Trois metteurs en scène, une même chanson - Jean-Luc Godard illustre Faut pas rêver, 1977

Betacam numérique PAL, couleur, son


Faut pas rêver de Jean-Luc Godard France, 1977, 3’30’’, vidéo, sonore, couleur avec un enfant et Anne-Marie Miéville (off) En 1977, dans le cadre de l’émission musicale « On ne manque pas d’airs », la télévision publique commande à trois cinéastes la mise en images d’une chanson de Patrick Juvet composée par Jean-Michel Jarre, « Faut pas rêver ». Jean-Luc Godard est l’un d’eux. En deux plans, le cinéaste créé un objet politique, sous la forme d’un petit essai sur la télévision dans la France giscardienne. Premier plan : un enfant attablé dans une cuisine mange une pomme en regardant distraitement une télé, hors champ, qui diffuse la chanson de Patrick Juvet. En même temps, l’enfant répond aux questions de sa mère, hors champ elle aussi (on reconnaît la voix d’Anne-Marie Miéville), qui le questionne sur sa journée (les exercices à faire pour un cours, la compétition à la piscine) et lui reproche de ne pas ranger la vaisselle.
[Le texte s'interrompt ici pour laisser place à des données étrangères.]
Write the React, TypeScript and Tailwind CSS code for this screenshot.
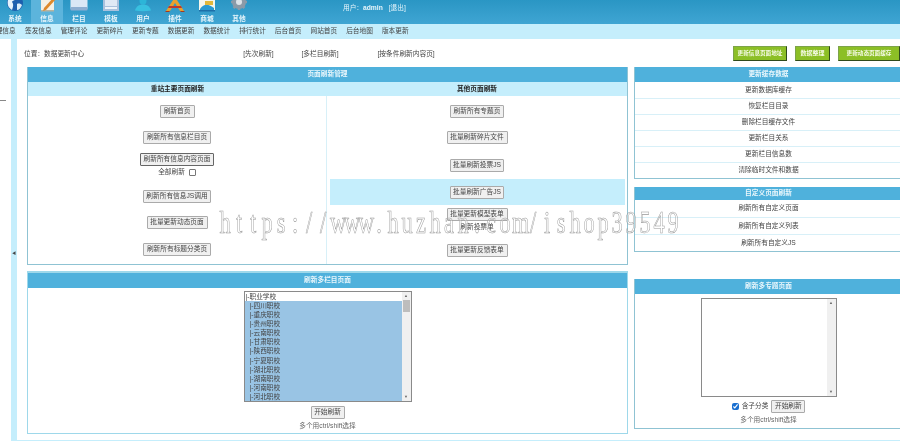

Second plan : une question défile à l’écran. « Quand la gauche aura le pouvoir, est-ce que la télévision aura toujours aussi peu de rapport avec les gens ? » Radicalement antispectaculaire, maintenant hors du champ le véhicule de l’imagerie dominante (le téléviseur) et le moteur du dialogue (la mère), Faut pas rêver enregistre le quotidien dans toute sa simplicité et sa passivité. Créant ainsi un trou d’air dans le flux télévisé habituellement tissé de spectacles et mises en scène, cet essai polémique, expérimental et dialectique pose une question politique, celle de l’usage idéologique de la télévision. En cela, il formule l’objet du travail de Jean-Luc Godard et Anne-Marie Miéville à l’époque qui visaient, dans leurs séries Six fois deux, sur et sous la communication (1976) et France tour détour, deux enfants (1979), à proposer une autre télévision, proche des réalités sociales et capable de critique.